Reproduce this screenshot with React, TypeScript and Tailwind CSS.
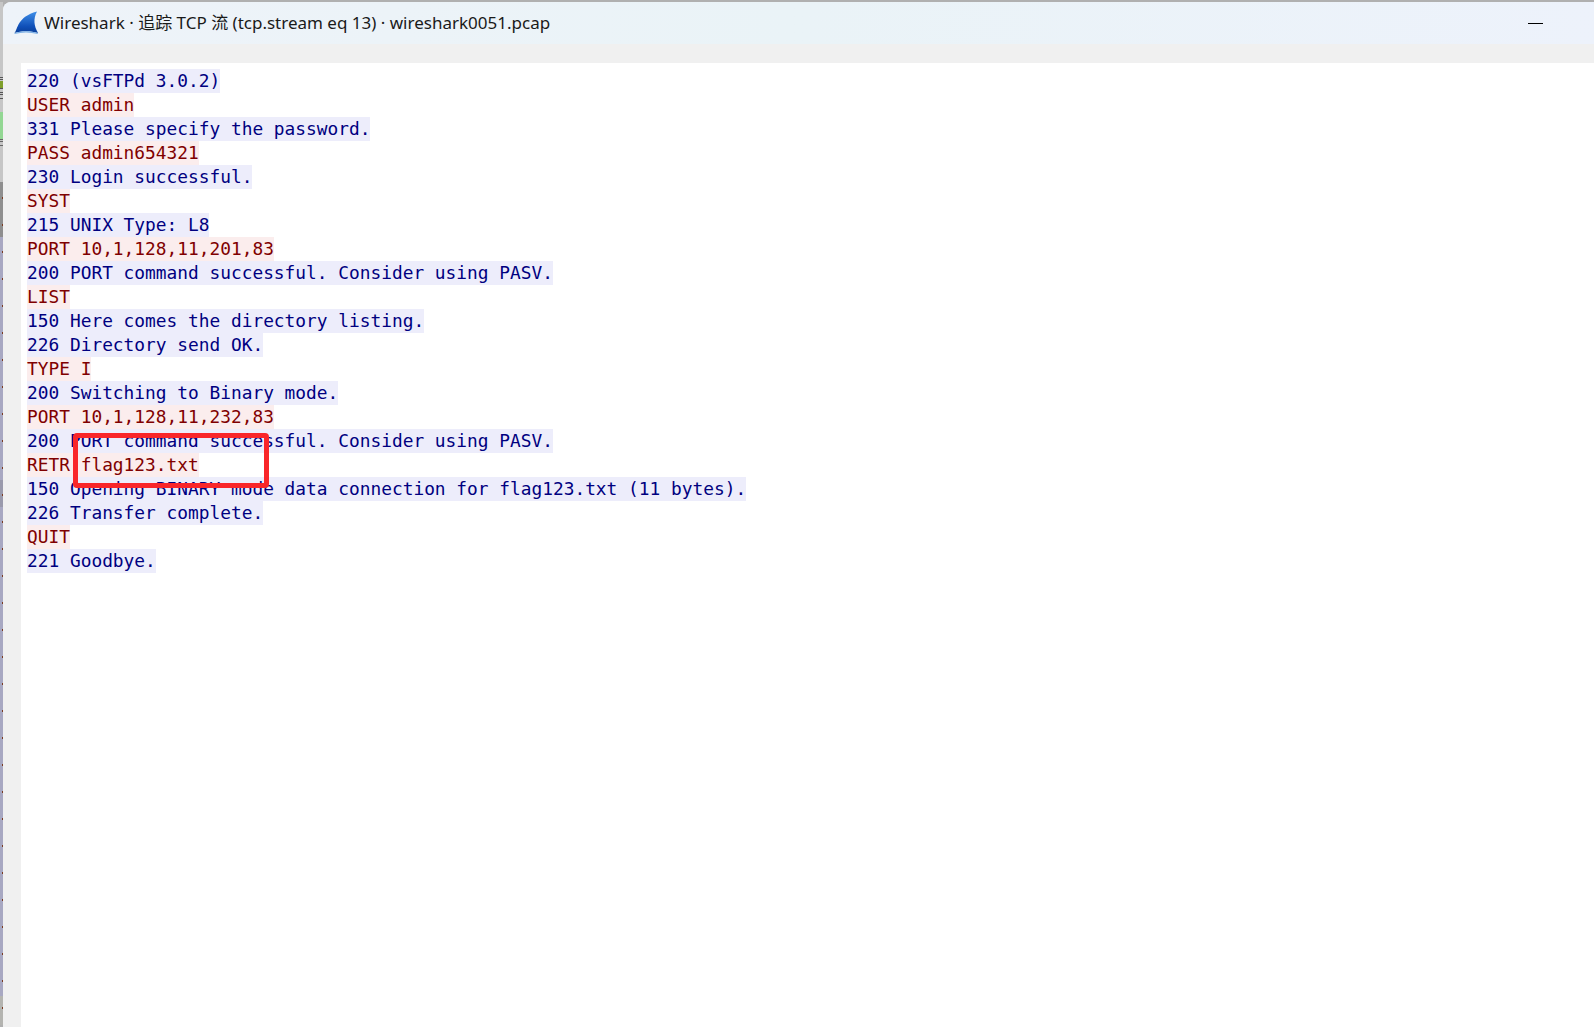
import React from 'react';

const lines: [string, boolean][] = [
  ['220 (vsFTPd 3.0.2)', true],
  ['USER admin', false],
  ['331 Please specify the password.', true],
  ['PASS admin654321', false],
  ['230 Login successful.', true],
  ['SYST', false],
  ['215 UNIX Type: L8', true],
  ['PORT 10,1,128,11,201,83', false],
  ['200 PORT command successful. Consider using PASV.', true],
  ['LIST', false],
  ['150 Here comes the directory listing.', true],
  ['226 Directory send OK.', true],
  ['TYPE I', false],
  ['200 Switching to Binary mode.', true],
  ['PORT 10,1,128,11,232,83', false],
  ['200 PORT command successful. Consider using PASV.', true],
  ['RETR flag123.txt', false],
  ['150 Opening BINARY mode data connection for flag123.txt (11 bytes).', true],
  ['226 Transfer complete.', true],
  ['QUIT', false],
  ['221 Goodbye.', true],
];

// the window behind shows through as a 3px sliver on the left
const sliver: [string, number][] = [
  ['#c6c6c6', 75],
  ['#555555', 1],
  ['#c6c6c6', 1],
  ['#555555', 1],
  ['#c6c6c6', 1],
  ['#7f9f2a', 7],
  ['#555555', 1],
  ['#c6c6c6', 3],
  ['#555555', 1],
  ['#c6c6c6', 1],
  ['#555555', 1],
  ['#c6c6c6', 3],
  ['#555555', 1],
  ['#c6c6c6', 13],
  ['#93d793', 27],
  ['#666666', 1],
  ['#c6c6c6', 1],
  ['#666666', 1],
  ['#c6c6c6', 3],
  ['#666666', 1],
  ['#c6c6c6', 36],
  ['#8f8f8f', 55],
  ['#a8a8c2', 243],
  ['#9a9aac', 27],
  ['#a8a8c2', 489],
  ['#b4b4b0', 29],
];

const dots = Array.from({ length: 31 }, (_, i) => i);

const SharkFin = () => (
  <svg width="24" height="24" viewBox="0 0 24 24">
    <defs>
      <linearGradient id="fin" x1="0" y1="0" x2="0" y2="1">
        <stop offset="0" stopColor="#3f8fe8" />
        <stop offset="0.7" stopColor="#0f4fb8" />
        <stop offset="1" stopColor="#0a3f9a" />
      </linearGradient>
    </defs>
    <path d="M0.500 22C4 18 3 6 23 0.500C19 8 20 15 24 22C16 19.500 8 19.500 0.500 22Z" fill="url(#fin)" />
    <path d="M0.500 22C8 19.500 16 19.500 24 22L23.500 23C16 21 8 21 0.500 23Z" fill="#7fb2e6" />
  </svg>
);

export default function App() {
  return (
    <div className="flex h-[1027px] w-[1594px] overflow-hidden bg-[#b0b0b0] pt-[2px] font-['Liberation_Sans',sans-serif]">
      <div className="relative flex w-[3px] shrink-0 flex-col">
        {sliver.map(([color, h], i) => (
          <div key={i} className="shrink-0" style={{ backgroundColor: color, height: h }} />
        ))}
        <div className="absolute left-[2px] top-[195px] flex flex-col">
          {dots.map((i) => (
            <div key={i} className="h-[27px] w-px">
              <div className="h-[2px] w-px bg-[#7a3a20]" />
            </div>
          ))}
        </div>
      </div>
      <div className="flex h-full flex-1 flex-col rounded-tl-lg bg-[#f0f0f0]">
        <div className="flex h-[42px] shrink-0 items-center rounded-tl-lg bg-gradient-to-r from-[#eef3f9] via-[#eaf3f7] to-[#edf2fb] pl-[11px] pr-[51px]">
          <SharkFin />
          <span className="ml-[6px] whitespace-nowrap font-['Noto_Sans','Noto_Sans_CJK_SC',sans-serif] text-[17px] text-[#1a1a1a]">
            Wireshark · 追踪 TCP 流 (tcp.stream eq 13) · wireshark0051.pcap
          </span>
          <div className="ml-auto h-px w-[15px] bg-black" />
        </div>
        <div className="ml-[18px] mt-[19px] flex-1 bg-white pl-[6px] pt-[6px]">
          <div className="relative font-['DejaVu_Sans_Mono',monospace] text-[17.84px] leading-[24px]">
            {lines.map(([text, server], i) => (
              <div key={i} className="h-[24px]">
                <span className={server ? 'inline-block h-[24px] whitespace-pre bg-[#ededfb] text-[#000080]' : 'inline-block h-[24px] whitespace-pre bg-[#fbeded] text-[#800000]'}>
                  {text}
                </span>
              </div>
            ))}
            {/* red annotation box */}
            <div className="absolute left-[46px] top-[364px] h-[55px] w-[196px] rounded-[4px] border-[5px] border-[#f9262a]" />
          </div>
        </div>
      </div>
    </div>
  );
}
════════
What the task asks
Provide the number of lines in the data above that contain the string "React", and nothing else.

Response below
2